Researchers used cultured adult delta smelt produced at the FCCL to evaluate the use of external pigmentation (melanophores) as natural marks. Examination of adult delta smelt revealed several potential areas of interest (AOI) for natural marks (three dorsally in the head, one dorsally in the caudal peduncle, one ventrally in the mandible and one laterally in the head). The three dorsal AOI of the head were selected as primary AOI for subsequent analyses as they showed extensive and diverse pigmentation (Figure 1).
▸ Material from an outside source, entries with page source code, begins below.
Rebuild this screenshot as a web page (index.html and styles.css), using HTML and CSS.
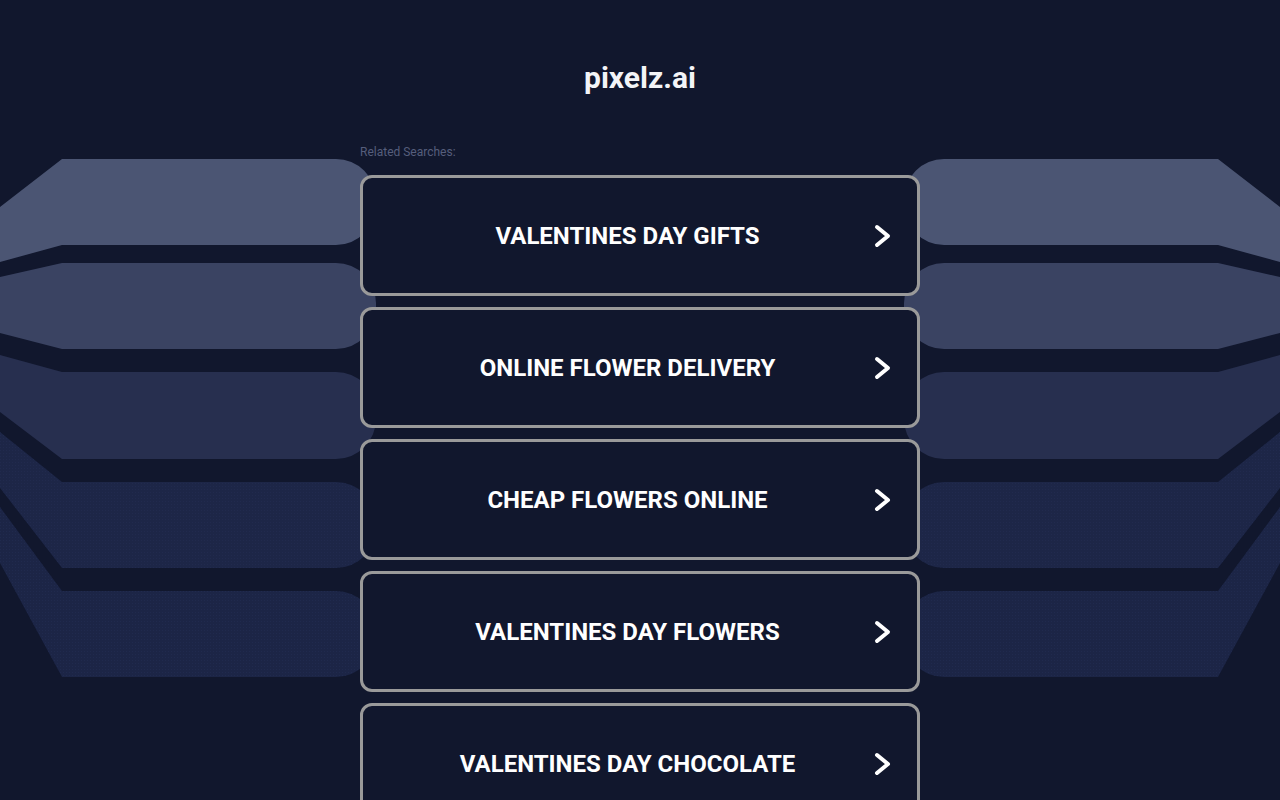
FILE: index.html
```html
<!DOCTYPE html>
<html lang="en">
<head>
<meta charset="utf-8">
<title>pixelz.ai</title>
<link rel="stylesheet" href="styles.css">
</head>
<body>
<svg class="deco deco-left" width="380" height="800" viewBox="0 0 380 800" aria-hidden="true">
  <defs>
    <pattern id="dotsL" width="3" height="3" patternUnits="userSpaceOnUse">
      <rect width="1" height="1" fill="#2a3560"/>
    </pattern>
  </defs>
  <path class="s1" d="M0,207 L62,159 L336,159 A40,40 0 0 1 376,199 L376,205 A40,40 0 0 1 336,245 L62,245 L0,262 Z"/>
  <path class="s2" d="M0,277 L62,263 L336,263 A40,40 0 0 1 376,303 L376,309 A40,40 0 0 1 336,349 L62,349 L0,333 Z"/>
  <path class="s3" d="M0,355 L62,372 L336,372 A40,40 0 0 1 376,412 L376,419 A40,40 0 0 1 336,459 L62,459 L0,412 Z"/>
  <path class="s4" d="M0,432 L62,482 L336,482 A40,40 0 0 1 376,522 L376,528 A40,40 0 0 1 336,568 L62,568 L0,488 Z"/>
  <path class="dots" fill="url(#dotsL)" d="M0,432 L62,482 L336,482 A40,40 0 0 1 376,522 L376,528 A40,40 0 0 1 336,568 L62,568 L0,488 Z"/>
  <path class="s5" d="M0,507 L62,591 L336,591 A40,40 0 0 1 376,631 L376,637 A40,40 0 0 1 336,677 L62,677 L0,563 Z"/>
  <path class="dots" fill="url(#dotsL)" d="M0,507 L62,591 L336,591 A40,40 0 0 1 376,631 L376,637 A40,40 0 0 1 336,677 L62,677 L0,563 Z"/>
</svg>
<svg class="deco deco-right" width="380" height="800" viewBox="0 0 380 800" aria-hidden="true">
  <defs>
    <pattern id="dotsR" width="3" height="3" patternUnits="userSpaceOnUse">
      <rect width="1" height="1" fill="#2a3560"/>
    </pattern>
  </defs>
  <path class="s1" d="M0,207 L62,159 L336,159 A40,40 0 0 1 376,199 L376,205 A40,40 0 0 1 336,245 L62,245 L0,262 Z"/>
  <path class="s2" d="M0,277 L62,263 L336,263 A40,40 0 0 1 376,303 L376,309 A40,40 0 0 1 336,349 L62,349 L0,333 Z"/>
  <path class="s3" d="M0,355 L62,372 L336,372 A40,40 0 0 1 376,412 L376,419 A40,40 0 0 1 336,459 L62,459 L0,412 Z"/>
  <path class="s4" d="M0,432 L62,482 L336,482 A40,40 0 0 1 376,522 L376,528 A40,40 0 0 1 336,568 L62,568 L0,488 Z"/>
  <path class="dots" fill="url(#dotsR)" d="M0,432 L62,482 L336,482 A40,40 0 0 1 376,522 L376,528 A40,40 0 0 1 336,568 L62,568 L0,488 Z"/>
  <path class="s5" d="M0,507 L62,591 L336,591 A40,40 0 0 1 376,631 L376,637 A40,40 0 0 1 336,677 L62,677 L0,563 Z"/>
  <path class="dots" fill="url(#dotsR)" d="M0,507 L62,591 L336,591 A40,40 0 0 1 376,631 L376,637 A40,40 0 0 1 336,677 L62,677 L0,563 Z"/>
</svg>

<header class="header">
  <h1 class="title">pixelz.ai</h1>
</header>

<main class="content">
  <p class="related">Related Searches:</p>
  <nav class="links">
    <a class="link" href="#"><span class="link-text">VALENTINES DAY GIFTS</span><svg class="chev" width="17" height="24" viewBox="0 0 17 24"><path d="M3,3 L14,12 L3,21"/></svg></a>
    <a class="link" href="#"><span class="link-text">ONLINE FLOWER DELIVERY</span><svg class="chev" width="17" height="24" viewBox="0 0 17 24"><path d="M3,3 L14,12 L3,21"/></svg></a>
    <a class="link" href="#"><span class="link-text">CHEAP FLOWERS ONLINE</span><svg class="chev" width="17" height="24" viewBox="0 0 17 24"><path d="M3,3 L14,12 L3,21"/></svg></a>
    <a class="link" href="#"><span class="link-text">VALENTINES DAY FLOWERS</span><svg class="chev" width="17" height="24" viewBox="0 0 17 24"><path d="M3,3 L14,12 L3,21"/></svg></a>
    <a class="link" href="#"><span class="link-text">VALENTINES DAY CHOCOLATE</span><svg class="chev" width="17" height="24" viewBox="0 0 17 24"><path d="M3,3 L14,12 L3,21"/></svg></a>
  </nav>
</main>
</body>
</html>
```

FILE: styles.css
```css
html, body {
  margin: 0;
  padding: 0;
}

body {
  background: #11172d;
  font-family: Roboto, "Liberation Sans", Arial, sans-serif;
  color: #ffffff;
  height: 800px;
  overflow: hidden;
  position: relative;
}

.deco {
  position: absolute;
  top: 0;
  z-index: 0;
}

.deco-left {
  left: 0;
}

.deco-right {
  right: 0;
  transform: scaleX(-1);
}

.s1 { fill: #4b5573; }
.s2 { fill: #3a4362; }
.s3 { fill: #272f4f; }
.s4 { fill: #1d2647; }
.s5 { fill: #1c2546; }
.dots { opacity: 0.3; }

.header {
  position: relative;
  z-index: 1;
  padding-top: 60px;
  text-align: center;
}

.title {
  margin: 0;
  font-size: 30px;
  line-height: 36px;
  font-weight: 700;
  color: #f3f4f7;
}

.content {
  position: relative;
  z-index: 1;
  width: 560px;
  margin: 0 auto;
}

.related {
  margin: 49px 0 16px;
  font-size: 12px;
  line-height: 14px;
  color: #565e7c;
}

.links {
  display: flex;
  flex-direction: column;
  gap: 11px;
}

.link {
  display: flex;
  align-items: center;
  box-sizing: border-box;
  height: 121px;
  padding: 0 26px 0 18px;
  border: 3px solid #9a9a9a;
  border-radius: 12px;
  background: #11172d;
  text-decoration: none;
  color: #ffffff;
}

.link-text {
  flex: 1;
  text-align: center;
  font-size: 24px;
  font-weight: 700;
}

.chev {
  flex: none;
  display: block;
}

.chev path {
  fill: none;
  stroke: #ffffff;
  stroke-width: 4;
  stroke-linecap: round;
  stroke-linejoin: round;
}
```
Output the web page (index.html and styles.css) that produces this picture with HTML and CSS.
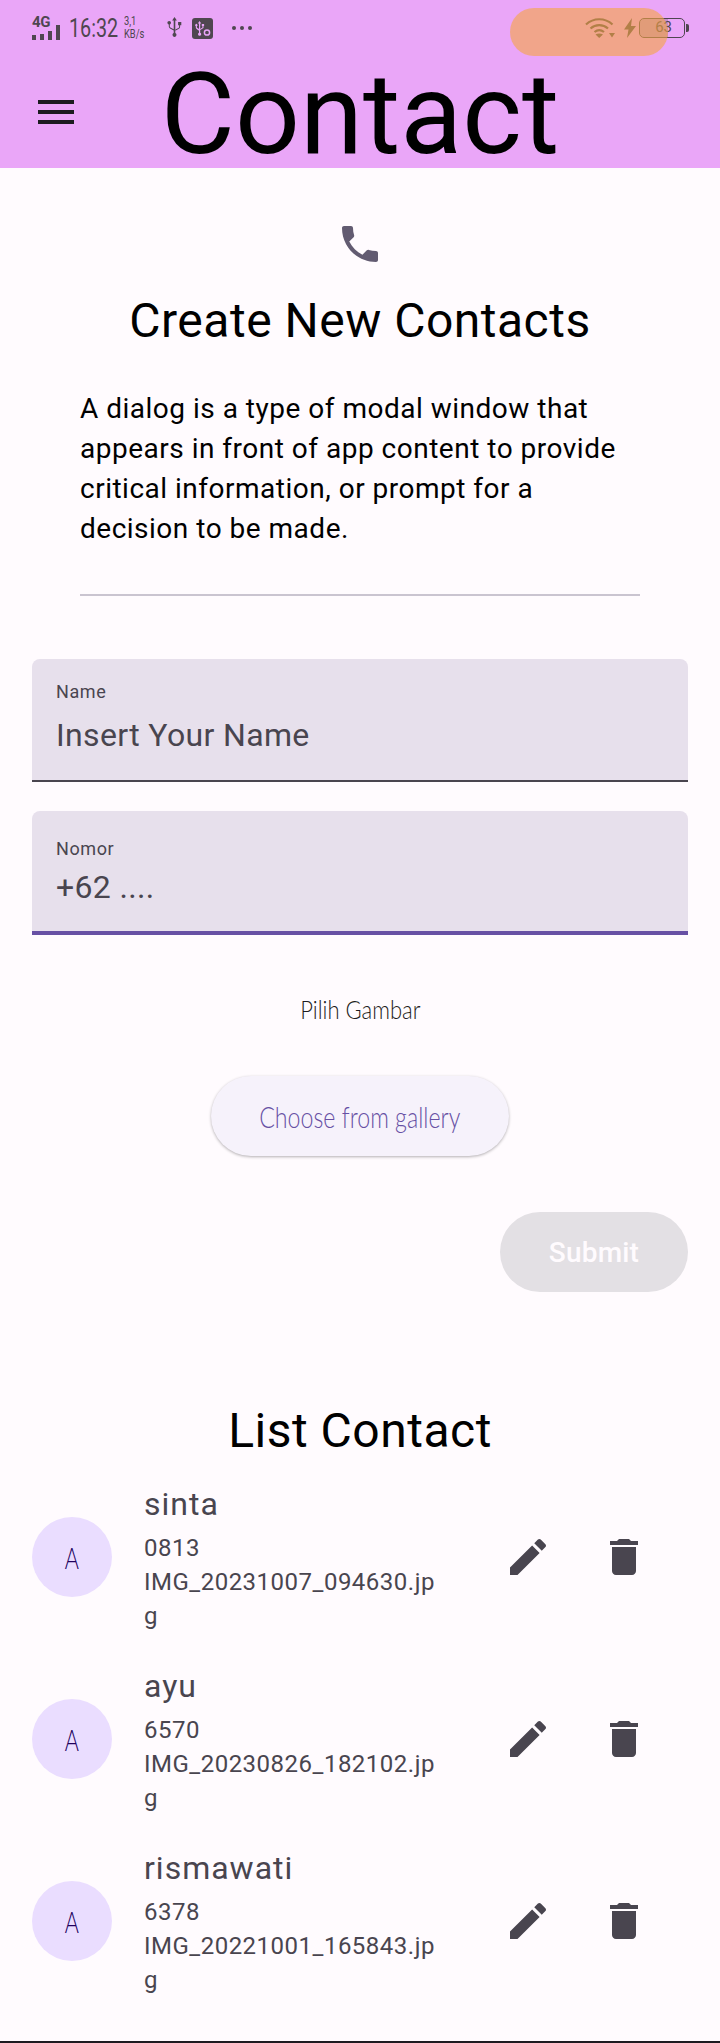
FILE: index.html
```html
<!DOCTYPE html>
<html lang="id">
<head>
  <meta charset="UTF-8" />
  <title>Contact</title>
  <link rel="stylesheet" href="styles.css">
</head>
<body>

<div class="app">
  <header class="appbar">
    <div class="statusbar">
      <div class="status-left">
        <div class="net">
          <span class="net-label">4G</span>
          <div class="bars"><i class="b1"></i><i class="b2"></i><i class="b3"></i><i class="b4"></i></div>
        </div>
        <span class="clock">16:32</span>
        <div class="speed"><span>3,1</span><span>KB/s</span></div>
        <svg class="usb" viewBox="0 0 15 22" width="15" height="22">
          <path d="M7.5 0l2.4 3.6H8.3V16a1.9 1.9 0 0 1 1.2 1.8c0 1.2-.9 2.2-2 2.2s-2-1-2-2.2c0-.8.5-1.500 1.200-1.800v-2.500L3 11.500c-.8-.5-1.200-1.200-1.200-2V7.600C1 7.300.4 6.600.4 5.800c0-1 .8-1.800 1.800-1.800S4 4.800 4 5.800c0 .8-.5 1.500-1.200 1.800v1.900c0 .4.200.8.600 1l3.300 1.800V3.600H5.100z" fill="#4f4650"/>
          <path d="M8.300 12.600l3.200-1.700c.4-.2.600-.6.600-1V8.200h-1V5h3.200v3.200h-1.200v1.700c0 .8-.4 1.500-1.100 1.900l-3.700 2z" fill="#4f4650"/>
        </svg>
        <svg class="usb-box" viewBox="0 0 21 21" width="21" height="21">
          <rect width="21" height="21" rx="3" fill="#4f4650"/>
          <path d="M7.500 3l1.800 2.600H8.200v9.200c.6.200 1 .8 1 1.400 0 .8-.7 1.500-1.600 1.500S6 17 6 16.200c0-.6.400-1.200 1-1.400v-2L4.600 11c-.5-.3-.8-.8-.8-1.400V8.200a1.200 1.200 0 1 1 1.100 0v1.400l2.100 1.400V5.600H5.800zM8.200 11l2.200-1.400V8.100h-.6V6h2.300v2.100h-.6v2l-3.300 2z" fill="#e9a4f8"/>
          <circle cx="15" cy="14.500" r="2.600" fill="none" stroke="#e9a4f8" stroke-width="1.500"/>
        </svg>
        <div class="dots"><i></i><i></i><i></i></div>
      </div>
      <div class="status-right">
        <svg class="wifi" viewBox="0 0 30 20" width="30" height="20">
          <path d="M1 6.500C8.500-.5 20-.5 27.500 6.500M5.500 10.500c5-4.500 12.500-4.500 17.500 0M9.500 14c3-2.500 6.500-2.500 9.500 0" fill="none" stroke="#4f4650" stroke-width="2.200"/>
          <path d="M10.500 16.500c2.300-1.500 5.200-1.500 7.500 0L14.200 20zM24 15h6l-3 4.500z" fill="#4f4650"/>
        </svg>
        <svg class="bolt" viewBox="0 0 12 20" width="12" height="20">
          <path d="M8 0L0 11.500h4.500L3 20l9-12H7z" fill="#4f4650"/>
        </svg>
        <div class="battery">
          <div class="battery-fill"></div>
          <span class="battery-num">63</span>
        </div>
        <div class="battery-tip"></div>
      </div>
    </div>
    <div class="pill"></div>

    <div class="toolbar">
      <svg class="menu-icon" viewBox="0 0 24 24" width="48" height="48">
        <path d="M3 18h18v-2H3v2zm0-5h18v-2H3v2zm0-5h18V6H3v2z" fill="#1d1b20"/>
      </svg>
      <h1>Contact</h1>
    </div>
  </header>

  <main class="content">
    <section class="intro">
      <svg class="phone-icon" viewBox="0 0 24 24" width="48" height="48">
        <path d="M6.620 10.790c1.440 2.830 3.760 5.140 6.590 6.590l2.200-2.200c.27-.27.67-.36 1.020-.24 1.120.37 2.330.57 3.570.57.55 0 1 .45 1 1V20c0 .55-.45 1-1 1-9.390 0-17-7.610-17-17 0-.55.45-1 1-1h3.500c.55 0 1 .45 1 1 0 1.250.2 2.450.57 3.570.11.35.03.74-.25 1.020l-2.200 2.200z" fill="#625b71"/>
      </svg>
      <h2 class="heading">Create New Contacts</h2>
      <p class="desc">A dialog is a type of modal window that appears in front of app content to provide critical information, or prompt for a decision to be made.</p>
      <hr class="divider">
    </section>

    <form class="form">
      <label class="field">
        <span class="field-label">Name</span>
        <span class="field-hint">Insert Your Name</span>
      </label>
      <label class="field field-focus">
        <span class="field-label">Nomor</span>
        <span class="field-hint">+62 ....</span>
      </label>

      <div class="picker">
        <span class="picker-label">Pilih Gambar</span>
        <button type="button" class="gallery-btn"><span>Choose from gallery</span></button>
      </div>

      <div class="form-actions">
        <button type="button" class="submit-btn" disabled>Submit</button>
      </div>
    </form>

    <section class="list">
      <h2 class="heading">List Contact</h2>

      <div class="row">
        <div class="avatar"><span>A</span></div>
        <div class="info">
          <div class="name">sinta</div>
          <div class="sub">0813</div>
          <div class="sub">IMG_20231007_094630.jpg</div>
        </div>
        <div class="actions">
          <svg viewBox="0 0 24 24" width="48" height="48"><path d="M3 17.250V21h3.750L17.810 9.940l-3.750-3.750L3 17.250zM20.710 7.040c.39-.39.39-1.020 0-1.410l-2.340-2.340c-.39-.39-1.020-.39-1.410 0l-1.830 1.830 3.750 3.750 1.830-1.830z"/></svg>
          <svg viewBox="0 0 24 24" width="48" height="48"><path d="M6 19c0 1.100.9 2 2 2h8c1.100 0 2-.9 2-2V7H6v12zM19 4h-3.500l-1-1h-5l-1 1H5v2h14V4z"/></svg>
        </div>
      </div>

      <div class="row">
        <div class="avatar"><span>A</span></div>
        <div class="info">
          <div class="name">ayu</div>
          <div class="sub">6570</div>
          <div class="sub">IMG_20230826_182102.jpg</div>
        </div>
        <div class="actions">
          <svg viewBox="0 0 24 24" width="48" height="48"><path d="M3 17.250V21h3.750L17.810 9.940l-3.750-3.750L3 17.250zM20.710 7.040c.39-.39.39-1.020 0-1.410l-2.340-2.340c-.39-.39-1.020-.39-1.410 0l-1.830 1.830 3.750 3.750 1.830-1.830z"/></svg>
          <svg viewBox="0 0 24 24" width="48" height="48"><path d="M6 19c0 1.100.9 2 2 2h8c1.100 0 2-.9 2-2V7H6v12zM19 4h-3.500l-1-1h-5l-1 1H5v2h14V4z"/></svg>
        </div>
      </div>

      <div class="row">
        <div class="avatar"><span>A</span></div>
        <div class="info">
          <div class="name">rismawati</div>
          <div class="sub">6378</div>
          <div class="sub">IMG_20221001_165843.jpg</div>
        </div>
        <div class="actions">
          <svg viewBox="0 0 24 24" width="48" height="48"><path d="M3 17.250V21h3.750L17.810 9.940l-3.750-3.750L3 17.250zM20.710 7.040c.39-.39.39-1.020 0-1.410l-2.340-2.340c-.39-.39-1.020-.39-1.410 0l-1.830 1.830 3.750 3.750 1.830-1.830z"/></svg>
          <svg viewBox="0 0 24 24" width="48" height="48"><path d="M6 19c0 1.100.9 2 2 2h8c1.100 0 2-.9 2-2V7H6v12zM19 4h-3.500l-1-1h-5l-1 1H5v2h14V4z"/></svg>
        </div>
      </div>
    </section>
  </main>
</div>

</body>
</html>
```

FILE: styles.css
```css
* {
  box-sizing: border-box;
}
html, body {
  margin: 0;
  padding: 0;
}
body {
  font-family: Roboto, "Liberation Sans", sans-serif;
  background: #fffbfe;
  color: #000;
}
svg {
  display: block;
}
.app {
  height: 2043px;
  overflow: hidden;
  border-bottom: 2px solid #1d1b20;
}

/* top bar */
.appbar {
  position: relative;
  height: 168px;
  background: #eaa6f8;
}
.statusbar {
  display: flex;
  justify-content: space-between;
  align-items: center;
  height: 56px;
  padding: 0 31px 0 32px;
}
.status-left, .status-right {
  display: flex;
  align-items: center;
}
.net {
  display: flex;
  flex-direction: column;
  width: 28px;
}
.net-label {
  font-size: 15px;
  font-weight: 700;
  line-height: 11px;
  letter-spacing: -.3px;
  color: #4f4650;
}
.bars {
  display: flex;
  align-items: flex-end;
  gap: 4px;
  height: 12px;
}
.bars i {
  display: block;
  flex: none;
  width: 4px;
  background: #4f4650;
}
.b1 { height: 5px; }
.b2 { height: 6px; }
.b3 { height: 9px; }
.b4 { height: 15px; }
.clock {
  width: 46px;
  margin-left: 9px;
  font-size: 25px;
  white-space: nowrap;
  transform: scaleX(.79);
  transform-origin: left center;
  color: #4f4650;
}
.speed {
  display: flex;
  flex-direction: column;
  width: 18px;
  margin-left: 9px;
  font-size: 12px;
  line-height: 13px;
  white-space: nowrap;
  transform: scaleX(.78);
  transform-origin: left center;
  color: #4f4650;
}
.usb {
  margin-left: 25px;
}
.usb-box {
  margin-left: 10px;
}
.dots {
  display: flex;
  gap: 4px;
  margin-left: 19px;
}
.dots i {
  display: block;
  width: 4px;
  height: 4px;
  border-radius: 50%;
  background: #4f4650;
}
.bolt {
  margin-left: 9px;
}
.battery {
  position: relative;
  width: 46px;
  height: 20px;
  margin-left: 3px;
  border: 1.5px solid #4f4650;
  border-radius: 5px;
  overflow: hidden;
}
.battery-fill {
  width: 28px;
  height: 100%;
  background: #4f4650;
  opacity: .25;
}
.battery-num {
  position: absolute;
  right: 12px;
  top: 0;
  font-size: 15px;
  line-height: 17px;
  color: #4f4650;
}
.battery-tip {
  width: 3px;
  height: 8px;
  margin-left: 1px;
  border-radius: 0 2px 2px 0;
  background: #4f4650;
}
.pill {
  position: absolute;
  left: 510px;
  top: 8px;
  width: 158px;
  height: 48px;
  border-radius: 24px;
  background: rgba(245, 165, 65, .6);
}
.toolbar {
  display: grid;
  grid-template-columns: 1fr auto 1fr;
  align-items: center;
  height: 112px;
}
.menu-icon {
  margin-left: 32px;
}
.toolbar h1 {
  height: 112px;
  margin: 0;
  font-size: 114px;
  font-weight: 400;
  line-height: 116px;
  color: #000;
}

/* intro */
.intro {
  display: flex;
  flex-direction: column;
  align-items: center;
  padding-top: 52px;
}
.heading {
  margin: 0;
  font-size: 48px;
  font-weight: 400;
  line-height: 52px;
  letter-spacing: .5px;
  text-align: center;
}
.intro .heading {
  margin-top: 27px;
}
.desc {
  width: 560px;
  margin: 42px 0 0;
  font-size: 28px;
  line-height: 40px;
  letter-spacing: .5px;
}
.divider {
  width: 560px;
  height: 2px;
  margin: 45px 0 0;
  border: 0;
  background: #cac4d0;
}

/* form */
.form {
  padding: 63px 32px 0;
}
.field {
  display: flex;
  flex-direction: column;
  height: 123px;
  margin-bottom: 29px;
  padding: 21px 24px 0;
  background: #e7e0ec;
  border-radius: 8px 8px 0 0;
  border-bottom: 2px solid #49454f;
}
.field-label {
  font-size: 18px;
  line-height: 24px;
  letter-spacing: .6px;
  color: #49454f;
}
.field-hint {
  margin-top: 7px;
  font-size: 32px;
  line-height: 48px;
  letter-spacing: .35px;
  color: #49454f;
}
.field-focus {
  height: 124px;
  margin-bottom: 28px;
  padding-top: 26px;
  border-bottom: 4px solid #6750a4;
}
.field-focus .field-hint {
  margin-top: 2px;
}
.picker {
  display: flex;
  flex-direction: column;
  align-items: center;
}
.picker-label {
  margin-top: 30px;
  font-family: Lato, sans-serif;
  font-size: 25px;
  font-weight: 300;
  line-height: 32px;
  transform: scaleX(.88);
  color: #1d1b20;
}
.gallery-btn {
  width: 298px;
  height: 80px;
  margin-top: 51px;
  border: none;
  border-radius: 40px;
  background: #f6f2fb;
  box-shadow: 0 1px 3px rgba(0, 0, 0, .3);
  color: #6750a4;
  font-family: Lato, sans-serif;
  font-size: 29px;
  font-weight: 300;
}
.gallery-btn span {
  display: inline-block;
  white-space: nowrap;
  transform: scaleX(.8);
}
.form-actions {
  display: flex;
  justify-content: flex-end;
  margin-top: 56px;
}
.submit-btn {
  width: 188px;
  height: 80px;
  border: none;
  border-radius: 40px;
  background: #e3e0e4;
  color: #fffbfe;
  font-family: Roboto, sans-serif;
  font-size: 28px;
  font-weight: 500;
  letter-spacing: .2px;
}

/* list */
.list {
  padding-top: 113px;
}
.row {
  display: flex;
  align-items: center;
  height: 182px;
  padding-left: 32px;
}
.list .heading {
  margin-bottom: 9px;
}
.avatar {
  display: flex;
  align-items: center;
  justify-content: center;
  flex: none;
  width: 80px;
  height: 80px;
  border-radius: 50%;
  background: #eaddff;
  color: #21005d;
  font-family: Lato, sans-serif;
  font-size: 30px;
  font-weight: 300;
}
.avatar span {
  display: block;
  transform: scaleX(.72);
}
.info {
  flex: none;
  width: 295px;
  margin-left: 32px;
  padding-top: 1px;
  overflow-wrap: anywhere;
  color: #49454f;
}
.name {
  margin-bottom: 5px;
  font-size: 32px;
  line-height: 44px;
  letter-spacing: 1px;
}
.sub {
  font-size: 24px;
  line-height: 34px;
  letter-spacing: .5px;
}
.actions {
  display: flex;
  gap: 48px;
  margin-left: 65px;
  fill: #49454f;
}
```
To independently evaluate the effectiveness of natural marks, researchers tagged 300 fish with an individual alphanumeric code (VIA tags, Northwest Marine Technologies). A digital camera equipped with a macro lens was used to acquire the selected AOI. A second digital camera and a floatarium were also used to acquire whole body images for obtaining 13 morphometric measurements (Figure 2). Initial evaluation of natural marks involved visual (naked eye) matching of digital images. A qualitative matching-grade criteria was used to measure the confidence for the manual matching between images assumed to correspond to the same fish (4: excellent; 3: good; 2: fair and 1: poor).

Visual matching of the dorsal head AOIs in tests 1 (sessions 1-2) and 2 (sessions 1-3) showed the following results: 1) highly diverse pigmentation patterns in each AOI, which enabled matching images based on the location and size of individual pigments and clusters of pigments, 2) higher reliance on the inter-orbital AOI for matching images, 3) a 100 percent correct visual matching for the images of 30 fish examined by two trained individual in blind tests, 4) average matching-grades per AOI from 2.3 to 3.3 with the highest average grade for the inter-orbital area, 5) a general decrease in average matching grade for the 3 AOI between sessions 1-2 and 1-3.

Further analyses are being conducted to evaluate changes in pigmentation over time and the potentially role of sex, spawning condition and light exposure on skin pigmentation. In addition, further evaluation and development of automated methods (algorithms) are planned to attempt matching the pigmentation patterns of individual delta smelt from digital images taken over three photo session.; hence, potentially enabling faster automated recognition of individual fish by means of natural marks.

Gonzalo Castillo is a fish biologist at the Stockton Fish and Wildlife Office in Lodi, California.